Louis And The Good Book
Both Louis and Louie LPs were mono, pressed within six years of each other. The Kingsmen album was a little lighter, but the Armstrong LP from Decca felt like 180gm. In listening to them it wasn't until well into the second side of the Louis that it dawned on me that I was listening to a monaural record. Sure, it was a super fine line contact stylus designed for stereo LPs, but it created a sensation of real musicians in real space. Not side wall to side wall space, but front to back depth with enough body in the middle to easily fill the soundscape between the speakers and allow me to imagine I was listening to real musicians. Distance from the performers was easily controlled with the volume. With mono I didn't have pinpoint imaging (which is pretty unrealistic compared to a live performance anyhow), but I did have a very convincing presentation. I don't know how many LPs in my collection are mono, possibly enough to justify another turntable set-up with a dedicated mono cartridge, but at any one time there really is only one LP that matters – the one I'm listening to.

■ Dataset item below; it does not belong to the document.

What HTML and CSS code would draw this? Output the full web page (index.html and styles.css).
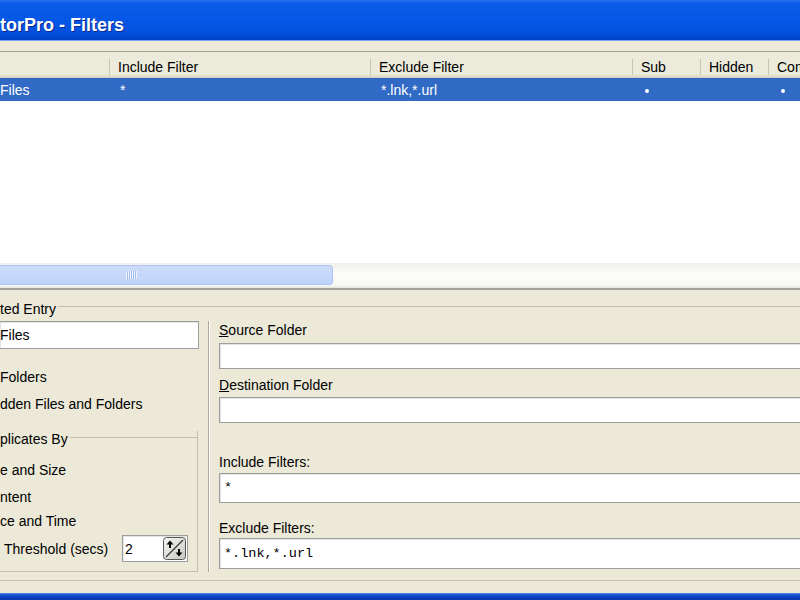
FILE: index.html
```html
<!DOCTYPE html>
<html lang="en">
<head>
  <meta charset="UTF-8" />
  <title>Filters</title>
  <link rel="stylesheet" href="styles.css">
</head>
<body>
  <div class="titlebar"><span class="title">torPro - Filters</span></div>

  <div class="list">
    <div class="list-head">
      <div class="col c-name"></div>
      <div class="col c-inc">Include Filter</div>
      <div class="col c-exc">Exclude Filter</div>
      <div class="col c-sub">Sub</div>
      <div class="col c-hid">Hidden</div>
      <div class="col c-con">Com</div>
    </div>
    <div class="list-row selected">
      <div class="col c-name">Files</div>
      <div class="col c-inc">*</div>
      <div class="col c-exc">*.lnk,*.url</div>
      <div class="col c-sub"><span class="dot"></span></div>
      <div class="col c-hid"></div>
      <div class="col c-con"><span class="dot"></span></div>
    </div>
    <div class="list-body"></div>
    <div class="hscroll">
      <div class="thumb"><span class="grip"></span></div>
    </div>
  </div>

  <div class="group entry">
    <div class="group-title"><span>ted Entry</span></div>
    <div class="entry-body">
      <div class="entry-left">
        <div class="field name-input">Files</div>
        <div class="check first">Folders</div>
        <div class="check second">dden Files and Folders</div>

        <div class="group dup-group">
          <div class="group-title small"><span>plicates By</span></div>
          <div class="opt o1">e and Size</div>
          <div class="opt o2">ntent</div>
          <div class="opt o3">ce and Time</div>
          <div class="threshold">
            <span class="thr-label">Threshold (secs)</span>
            <div class="field spin">
              <span>2</span>
              <svg class="spin-btn" width="23" height="23" viewBox="0 0 23 23">
                <defs>
                  <linearGradient id="sg" x1="0" y1="0" x2="1" y2="1">
                    <stop offset="0" stop-color="#f4f4f2"/>
                    <stop offset="1" stop-color="#c9c9c4"/>
                  </linearGradient>
                </defs>
                <rect x="0.5" y="0.5" width="22" height="22" rx="3" fill="url(#sg)" stroke="#55585c"/>
                <line x1="3" y1="20" x2="20" y2="3" stroke="#3c3c3c" stroke-width="1.2"/>
                <path d="M7 3.5 L10.5 7.5 L8 7.5 L8 11 L6 11 L6 7.5 L3.5 7.5 Z" fill="#000"/>
                <path d="M16 19.5 L12.5 15.5 L15 15.5 L15 12 L17 12 L17 15.5 L19.5 15.5 Z" fill="#000"/>
              </svg>
            </div>
          </div>
        </div>
      </div>

      <div class="vsep"></div>

      <div class="entry-right">
        <div class="label l-src"><u>S</u>ource Folder</div>
        <div class="field in-src"></div>
        <div class="label l-dst"><u>D</u>estination Folder</div>
        <div class="field in-dst"></div>
        <div class="label l-inc">Include Filters:</div>
        <div class="field mono in-inc">*</div>
        <div class="label l-exc">Exclude Filters:</div>
        <div class="field mono in-exc">*.lnk,*.url</div>
      </div>
    </div>
  </div>

  <div class="frame-bottom"></div>
</body>
</html>
```

FILE: styles.css
```css
body {
  margin: 0;
  width: 800px;
  height: 600px;
  overflow: hidden;
  background: #ece9d8;
  font-family: "Liberation Sans", Arial, sans-serif;
  font-size: 14px;
  color: #000;
}

/* title bar */
.titlebar {
  height: 41px;
  box-sizing: border-box;
  padding-top: 14px;
  border-bottom: 1px solid #7ea6f2;
  background: linear-gradient(#2a72f0 0, #0a5ce8 3px, #0657e6 50%, #044fdb 85%, #0242c4 100%);
}

.title {
  display: block;
  font-size: 18px;
  font-weight: bold;
  line-height: 22px;
  color: #fff;
  white-space: nowrap;
  text-shadow: 1px 1px #0b2a90;
}

/* list view */
.list {
  margin-top: 10px;
  border-top: 1px solid #a5a49b;
  border-bottom: 2px solid #a3a29a;
}

.list-head {
  display: flex;
  height: 26px;
  box-sizing: border-box;
  padding-top: 7px;
  background: #ebeadb;
  border-bottom: 1px solid #d0ccbc;
  box-shadow: inset 0 -2px #e2decd;
}

.col {
  flex-shrink: 0;
  box-sizing: border-box;
  height: 16px;
  line-height: 16px;
  white-space: nowrap;
  overflow: hidden;
}

.list-head .col {
  border-left: 1px solid #c7c5b2;
  padding-left: 8px;
}

.list-head .c-name { border-left: 0; }

.c-name { width: 109px; }
.c-inc { width: 261px; }
.c-exc { width: 262px; }
.c-sub { width: 68px; }
.c-hid { width: 68px; }
.c-con { width: 100px; }

.list-row {
  display: flex;
  height: 23px;
  box-sizing: border-box;
  padding-top: 4px;
}

.list-row.selected {
  background: #316ac5;
  color: #fff;
}

.list-row .col {
  border-left: 1px solid transparent;
  padding-left: 10px;
}

.list-row .c-name {
  border-left: 0;
  padding-left: 0;
}

.dot {
  display: block;
  width: 4px;
  height: 4px;
  margin: 7px 0 0 2px;
  border-radius: 50%;
  background: #fff;
}

.list-row .c-sub,
.list-row .c-con {
  padding-left: 0;
  padding-left: 10px;
}

.list-body {
  height: 162px;
  background: #fff;
}

.hscroll {
  height: 25px;
  box-sizing: border-box;
  padding-top: 2px;
  background: linear-gradient(#f1f0ea, #fdfdfb 45%, #f6f6f2 90%, #e4e4e0);
}

.thumb {
  width: 404px;
  height: 20px;
  margin-left: -71px;
  box-sizing: border-box;
  display: flex;
  align-items: center;
  justify-content: center;
  background: linear-gradient(#cddcfb, #bfd2f9);
  border: 1px solid #aec4f2;
  border-radius: 3px;
}

.grip {
  width: 11px;
  height: 8px;
  background: repeating-linear-gradient(90deg, #f2f5fe 0 1px, #a3bcef 1px 2px);
}

/* group boxes */
.group-title {
  display: flex;
  height: 16px;
  line-height: 16px;
  white-space: nowrap;
}

.group-title::after {
  content: "";
  flex: 1;
  height: 0;
  margin: 5px 0 0 2px;
  border-top: 1px solid #c3c0b0;
}

.entry {
  margin-top: 11px;
  padding-bottom: 8px;
  border-bottom: 1px solid #c3c0b0;
}

.entry-body {
  display: flex;
}

.entry-left {
  width: 199px;
  flex-shrink: 0;
}

.field {
  box-sizing: border-box;
  background: #fff;
  border: 1px solid #9c9e9e;
  box-shadow: inset 1px 1px #e4e4e2;
  white-space: nowrap;
}

.name-input {
  margin-top: 4px;
  height: 28px;
  line-height: 26px;
  border-left: 0;
}

.check { line-height: 16px; }
.check.first { margin-top: 20px; }
.check.second { margin-top: 11px; }

.dup-group {
  margin-top: 19px;
  width: 198px;
  box-sizing: border-box;
  padding-bottom: 9px;
  border-right: 1px solid #c3c0b0;
  border-bottom: 1px solid #c3c0b0;
}

.dup-group .group-title::after { margin-top: 6px; }

.opt { line-height: 16px; }
.opt.o1 { margin-top: 15px; }
.opt.o2 { margin-top: 11px; }
.opt.o3 { margin-top: 8px; }

.threshold {
  display: flex;
  align-items: center;
  margin-top: 6px;
  padding-left: 4px;
}

.thr-label { width: 118px; }

.spin {
  display: flex;
  align-items: center;
  width: 66px;
  height: 27px;
  padding-left: 2px;
}

.spin-btn {
  margin-left: auto;
  margin-right: 1px;
}

.vsep {
  width: 0;
  margin: 4px 9px 0 9px;
  border-left: 1px solid #aca899;
  border-right: 1px solid #fff;
}

.entry-right {
  width: 600px;
  flex-shrink: 0;
}

.label { line-height: 16px; }
.l-src { margin-top: 5px; }
.l-dst { margin-top: 8px; }
.l-inc { margin-top: 31px; }
.l-exc { margin-top: 17px; }

.in-src { margin-top: 5px; height: 26px; }
.in-dst { margin-top: 4px; height: 26px; }
.in-inc { margin-top: 3px; height: 30px; line-height: 28px; }
.in-exc { margin-top: 2px; height: 31px; line-height: 29px; }

.mono {
  font-family: "Liberation Mono", "Courier New", monospace;
  font-size: 13.5px;
  padding-left: 4px;
}

.frame-bottom {
  margin-top: 12px;
  height: 12px;
  background: linear-gradient(#6b9cf2 0, #2a5fd6 1px, #0b3fc0 4px, #0a2f9e 100%);
}
```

And the Reference One seems to work perfectly fine for both stereo and mono. Maybe I'm a victim of my own ignorance in the sense of "what you don't know won't hurt you," but the monaural presentation of the Reference One makes me wonder why we ever bothered to switch to stereo. (Stereo was invented for film so that actors on the left of the screen actually sounded like they were on the left.) I suppose stereo matters more in the age of YouTube than in earlier days when music was mostly played without concurrent visual images.
Garbage In, Gourmet Out?
You might get Peter Ledermann at The Soundsmith to rebuild a lesser cartridge with a ruby cantilever and new diamond stylus. Synergistic Research has their PHT tuning device that comes in two flavors. Vibration absorbing mounting screws and washers are available to quell vibrations and mass-load a headshel... and I've even toyed with the idea of painting a cartridge with AVM to tighten up the sound, but have never mustered enough courage to try it. Selection of a tonearm that works synergistically with a cartridge (or vice versa) is another important consideration, as is a favorable matching of turntable and tonearm. Unfortunately I don't have other tonearms or turntables to use with the Reference One, but I suspect it would perform even better with a better tonearm than my humble EMT. Taking the opposite tact, it would be interesting to hear what the Reference One might sound like on a souped-up direct drive turntable from the 1970s. Hmmmm.
And speaking of garbage, I've had very good experience keeping the Reference One stylus clean by dipping it into AmCan's silicone stylus cleaner which is specially formulated for this purpose. The Reference One makes noticeably less noise when being lifted from the silicone than my Dynavector Karat 17D3. Perhaps the stylus collects less dirt while playing, or maybe its profile allows it to exit the silicone with more grace.
Which Porsche Do You Prefer?
Or to put it another way, do you prefer the fast, technically superb guitar playing of Joe Bonamassa, the emotionally evocative playing of BB King, or the slow smooth hand of Eric Clapton? When you reach this level of guitar playing or cartridge performance the element of personal preference comes into play. And your sense of value also shifts upward. Until I experienced the Reference One I thought the $800 to $1200 price range was the sweet spot or the bend in the elbow of the price/performance chart. When I first got into high-end audio back in 1991 some of the best cartridges were primarily in the $1100 to $2200 range. In today's dollars that range would be $1930 to $3860. Current high-end audio cartridges, aside from an unusual EMT, range from $2700 to $15,000. In that context, the Charisma Reference One sounds like a bargain. Is it as good as an $8500 cartridge – to pick a mid-point in that range? At the Montreal show earlier this year Louis Desjardins presented both his recently upgraded Kronos Pro turntable equipped with a ZYX UNIverse II ($8500) along with his relatively more affordable Sparta turntable featuring an Ikeda Kai ($10,000). I've paid close attention to both these turntables since they were introduced so I feel comfortable in saying these very expensive cartridges were noticeably superior to the Reference One. It wasn't just the superior Kronos turntables. Whether these more expensive cartridges represent a good value will depend on your turntable and the depth of your pockets.
That room in Montreal was arguably the best sounding room at the show. For the High End show in Munich Louis upped the ante and presented his Kronos Pro with a $15,000 ZYX UNIverse Premium to better appeal to those who can afford his turntables. For him, it is a marketing expense and the ZYX will be reserved for special presentations, not his daily driver. All of this is to say that yes those ultra-expensive cartridges really are special, but as the quote about Porsche suggests, you can't have it all in one model. If you really want to enjoy your music, having ultimate speed and detail at an uncomfortable price may not be the answer you're looking for. Nor is the Reference One going to be the ultimate Charisma cartridge as another more expensive model is already in the works. It may well come down to what The Rolling Stones sang years ago: You can't always get what you want..." and the smooth talking Reference One may be what you need.